# STATED EXERCISE:
Count the lines below that contain the word "with" and give only the number.

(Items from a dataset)
-- BEGIN --
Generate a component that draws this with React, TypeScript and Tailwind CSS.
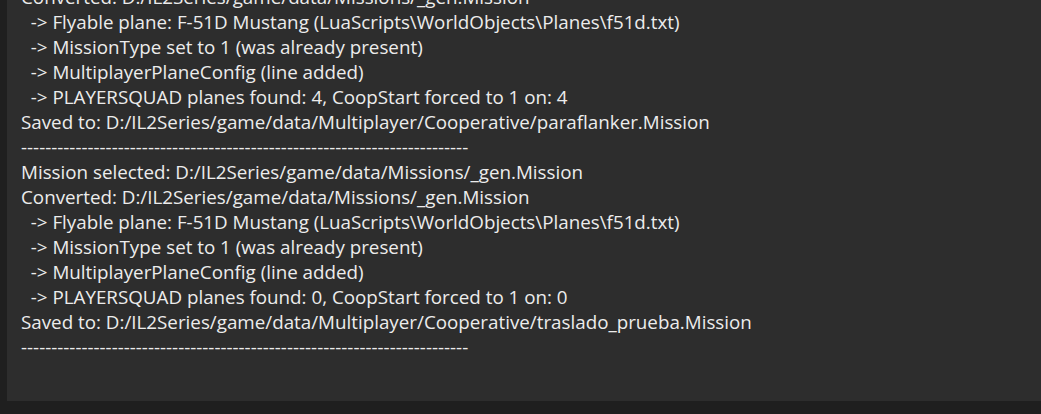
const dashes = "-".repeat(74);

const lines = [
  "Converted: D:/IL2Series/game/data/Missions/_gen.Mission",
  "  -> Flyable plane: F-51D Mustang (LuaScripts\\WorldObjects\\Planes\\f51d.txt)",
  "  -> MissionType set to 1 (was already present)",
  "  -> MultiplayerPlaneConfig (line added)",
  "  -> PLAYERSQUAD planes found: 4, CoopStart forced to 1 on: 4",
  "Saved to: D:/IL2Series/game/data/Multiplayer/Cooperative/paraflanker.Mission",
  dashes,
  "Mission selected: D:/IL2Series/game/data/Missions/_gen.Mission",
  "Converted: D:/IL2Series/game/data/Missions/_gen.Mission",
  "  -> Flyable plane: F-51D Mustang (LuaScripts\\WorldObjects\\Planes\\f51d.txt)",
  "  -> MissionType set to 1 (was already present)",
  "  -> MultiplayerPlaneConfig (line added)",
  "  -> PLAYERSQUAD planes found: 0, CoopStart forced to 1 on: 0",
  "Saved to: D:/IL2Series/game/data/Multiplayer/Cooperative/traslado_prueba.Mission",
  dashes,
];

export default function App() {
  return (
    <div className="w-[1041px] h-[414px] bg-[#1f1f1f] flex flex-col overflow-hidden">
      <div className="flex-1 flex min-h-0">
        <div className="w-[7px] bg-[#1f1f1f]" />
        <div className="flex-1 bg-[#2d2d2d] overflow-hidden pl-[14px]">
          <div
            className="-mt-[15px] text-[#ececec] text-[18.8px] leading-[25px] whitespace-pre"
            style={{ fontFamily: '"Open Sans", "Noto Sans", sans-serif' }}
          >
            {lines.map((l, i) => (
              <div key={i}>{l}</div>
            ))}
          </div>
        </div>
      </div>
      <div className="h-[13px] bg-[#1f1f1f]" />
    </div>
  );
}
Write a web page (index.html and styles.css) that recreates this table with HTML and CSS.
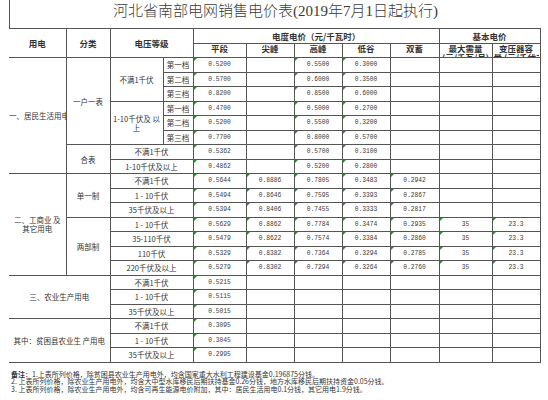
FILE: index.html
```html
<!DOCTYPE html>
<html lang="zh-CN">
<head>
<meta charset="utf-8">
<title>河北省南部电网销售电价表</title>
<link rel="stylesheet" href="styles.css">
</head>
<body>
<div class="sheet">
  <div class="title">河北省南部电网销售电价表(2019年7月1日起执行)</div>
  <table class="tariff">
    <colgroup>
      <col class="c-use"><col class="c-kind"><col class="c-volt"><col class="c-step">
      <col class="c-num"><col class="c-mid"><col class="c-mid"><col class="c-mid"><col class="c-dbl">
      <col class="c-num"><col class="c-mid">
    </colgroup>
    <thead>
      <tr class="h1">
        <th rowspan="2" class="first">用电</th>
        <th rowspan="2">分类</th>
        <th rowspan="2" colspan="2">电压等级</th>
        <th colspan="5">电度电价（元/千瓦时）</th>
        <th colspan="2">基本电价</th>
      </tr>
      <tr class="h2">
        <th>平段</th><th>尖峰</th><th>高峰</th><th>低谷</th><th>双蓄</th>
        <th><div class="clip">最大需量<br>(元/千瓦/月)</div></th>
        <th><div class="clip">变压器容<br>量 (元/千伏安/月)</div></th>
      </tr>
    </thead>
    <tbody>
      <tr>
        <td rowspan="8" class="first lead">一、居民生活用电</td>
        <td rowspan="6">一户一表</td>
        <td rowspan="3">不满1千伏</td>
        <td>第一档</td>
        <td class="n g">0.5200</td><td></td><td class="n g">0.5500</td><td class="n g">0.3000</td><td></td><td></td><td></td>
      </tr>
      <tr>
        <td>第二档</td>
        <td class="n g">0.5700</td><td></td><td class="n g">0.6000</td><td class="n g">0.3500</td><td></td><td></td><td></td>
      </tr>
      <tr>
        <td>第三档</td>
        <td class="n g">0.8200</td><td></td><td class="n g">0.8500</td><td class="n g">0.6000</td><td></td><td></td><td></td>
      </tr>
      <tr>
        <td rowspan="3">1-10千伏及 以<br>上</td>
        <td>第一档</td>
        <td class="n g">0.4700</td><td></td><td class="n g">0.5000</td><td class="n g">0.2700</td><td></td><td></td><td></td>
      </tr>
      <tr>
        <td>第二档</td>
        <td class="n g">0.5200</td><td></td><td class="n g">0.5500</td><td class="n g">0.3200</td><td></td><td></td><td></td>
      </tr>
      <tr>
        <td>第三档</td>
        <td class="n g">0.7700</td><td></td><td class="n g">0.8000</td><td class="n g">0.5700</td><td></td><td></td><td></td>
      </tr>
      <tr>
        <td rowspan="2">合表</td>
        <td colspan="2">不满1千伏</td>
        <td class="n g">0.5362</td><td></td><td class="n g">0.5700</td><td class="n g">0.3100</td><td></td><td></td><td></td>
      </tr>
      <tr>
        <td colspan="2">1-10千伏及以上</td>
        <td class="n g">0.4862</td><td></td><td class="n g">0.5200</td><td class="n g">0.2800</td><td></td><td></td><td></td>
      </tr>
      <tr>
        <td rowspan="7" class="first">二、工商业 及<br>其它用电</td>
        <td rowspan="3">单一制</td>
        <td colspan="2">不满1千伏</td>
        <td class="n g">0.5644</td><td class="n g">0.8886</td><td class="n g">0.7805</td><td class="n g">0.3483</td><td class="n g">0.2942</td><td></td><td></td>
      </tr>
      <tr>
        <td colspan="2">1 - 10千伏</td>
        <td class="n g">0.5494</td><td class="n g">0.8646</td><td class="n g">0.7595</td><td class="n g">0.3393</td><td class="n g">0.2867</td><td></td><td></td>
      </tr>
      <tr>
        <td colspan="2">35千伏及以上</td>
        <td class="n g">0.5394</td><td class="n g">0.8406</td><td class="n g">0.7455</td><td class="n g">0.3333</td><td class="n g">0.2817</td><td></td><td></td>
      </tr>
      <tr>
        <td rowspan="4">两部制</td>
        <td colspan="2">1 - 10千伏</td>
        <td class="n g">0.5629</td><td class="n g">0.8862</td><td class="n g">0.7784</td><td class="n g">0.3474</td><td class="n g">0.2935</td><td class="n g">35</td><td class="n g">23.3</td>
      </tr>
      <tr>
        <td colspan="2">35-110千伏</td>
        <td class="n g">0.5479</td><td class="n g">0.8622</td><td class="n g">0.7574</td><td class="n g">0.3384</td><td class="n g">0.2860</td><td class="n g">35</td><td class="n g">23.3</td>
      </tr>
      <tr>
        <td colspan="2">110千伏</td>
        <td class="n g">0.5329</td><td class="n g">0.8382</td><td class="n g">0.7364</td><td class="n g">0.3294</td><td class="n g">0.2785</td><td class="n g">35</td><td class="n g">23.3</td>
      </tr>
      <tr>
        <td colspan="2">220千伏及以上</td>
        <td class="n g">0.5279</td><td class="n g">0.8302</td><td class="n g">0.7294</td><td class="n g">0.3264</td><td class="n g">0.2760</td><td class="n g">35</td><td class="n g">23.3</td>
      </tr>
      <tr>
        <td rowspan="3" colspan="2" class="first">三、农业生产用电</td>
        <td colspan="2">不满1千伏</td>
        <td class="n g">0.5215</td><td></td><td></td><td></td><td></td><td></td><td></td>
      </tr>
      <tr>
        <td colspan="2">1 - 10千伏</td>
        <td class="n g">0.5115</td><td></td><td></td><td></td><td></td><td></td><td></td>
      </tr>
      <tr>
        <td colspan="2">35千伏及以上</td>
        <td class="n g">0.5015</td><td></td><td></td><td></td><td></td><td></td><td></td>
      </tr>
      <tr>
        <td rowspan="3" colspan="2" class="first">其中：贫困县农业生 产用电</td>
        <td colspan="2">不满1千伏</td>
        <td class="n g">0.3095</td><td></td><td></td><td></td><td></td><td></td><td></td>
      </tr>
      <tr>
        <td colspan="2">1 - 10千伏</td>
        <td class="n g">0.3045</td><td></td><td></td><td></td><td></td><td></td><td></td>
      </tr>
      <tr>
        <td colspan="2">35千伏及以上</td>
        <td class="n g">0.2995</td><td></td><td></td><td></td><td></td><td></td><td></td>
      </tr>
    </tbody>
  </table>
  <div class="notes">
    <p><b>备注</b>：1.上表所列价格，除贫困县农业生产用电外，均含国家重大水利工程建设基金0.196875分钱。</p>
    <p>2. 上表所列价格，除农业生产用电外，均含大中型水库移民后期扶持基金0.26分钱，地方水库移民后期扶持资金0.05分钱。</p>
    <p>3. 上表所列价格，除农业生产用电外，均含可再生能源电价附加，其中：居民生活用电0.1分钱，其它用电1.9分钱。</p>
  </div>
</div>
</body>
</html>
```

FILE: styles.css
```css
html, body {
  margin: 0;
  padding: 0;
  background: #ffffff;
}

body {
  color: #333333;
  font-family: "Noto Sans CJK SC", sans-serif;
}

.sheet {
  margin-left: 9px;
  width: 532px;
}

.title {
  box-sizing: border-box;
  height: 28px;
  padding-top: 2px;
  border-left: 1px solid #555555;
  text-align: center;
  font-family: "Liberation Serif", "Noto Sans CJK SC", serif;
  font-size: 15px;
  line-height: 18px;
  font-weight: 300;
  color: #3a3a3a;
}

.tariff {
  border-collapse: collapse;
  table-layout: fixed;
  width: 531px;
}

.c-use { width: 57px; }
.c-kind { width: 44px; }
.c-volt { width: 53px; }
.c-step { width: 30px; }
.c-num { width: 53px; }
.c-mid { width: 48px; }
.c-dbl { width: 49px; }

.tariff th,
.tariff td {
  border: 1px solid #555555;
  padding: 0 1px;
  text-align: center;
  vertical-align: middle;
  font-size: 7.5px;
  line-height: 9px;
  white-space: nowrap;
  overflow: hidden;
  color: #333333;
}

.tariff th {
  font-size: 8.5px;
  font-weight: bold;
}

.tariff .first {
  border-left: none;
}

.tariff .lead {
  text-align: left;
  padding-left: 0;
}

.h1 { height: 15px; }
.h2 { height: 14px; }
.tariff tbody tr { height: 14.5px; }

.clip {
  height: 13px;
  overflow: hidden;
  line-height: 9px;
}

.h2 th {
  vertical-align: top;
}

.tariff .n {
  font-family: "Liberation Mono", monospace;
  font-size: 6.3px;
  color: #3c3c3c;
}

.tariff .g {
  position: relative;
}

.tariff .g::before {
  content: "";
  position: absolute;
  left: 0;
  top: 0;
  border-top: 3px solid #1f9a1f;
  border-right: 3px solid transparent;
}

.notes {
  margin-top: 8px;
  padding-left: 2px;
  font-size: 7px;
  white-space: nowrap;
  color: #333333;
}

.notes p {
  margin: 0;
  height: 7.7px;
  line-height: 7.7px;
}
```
-- END --
# TASK RESULT:
2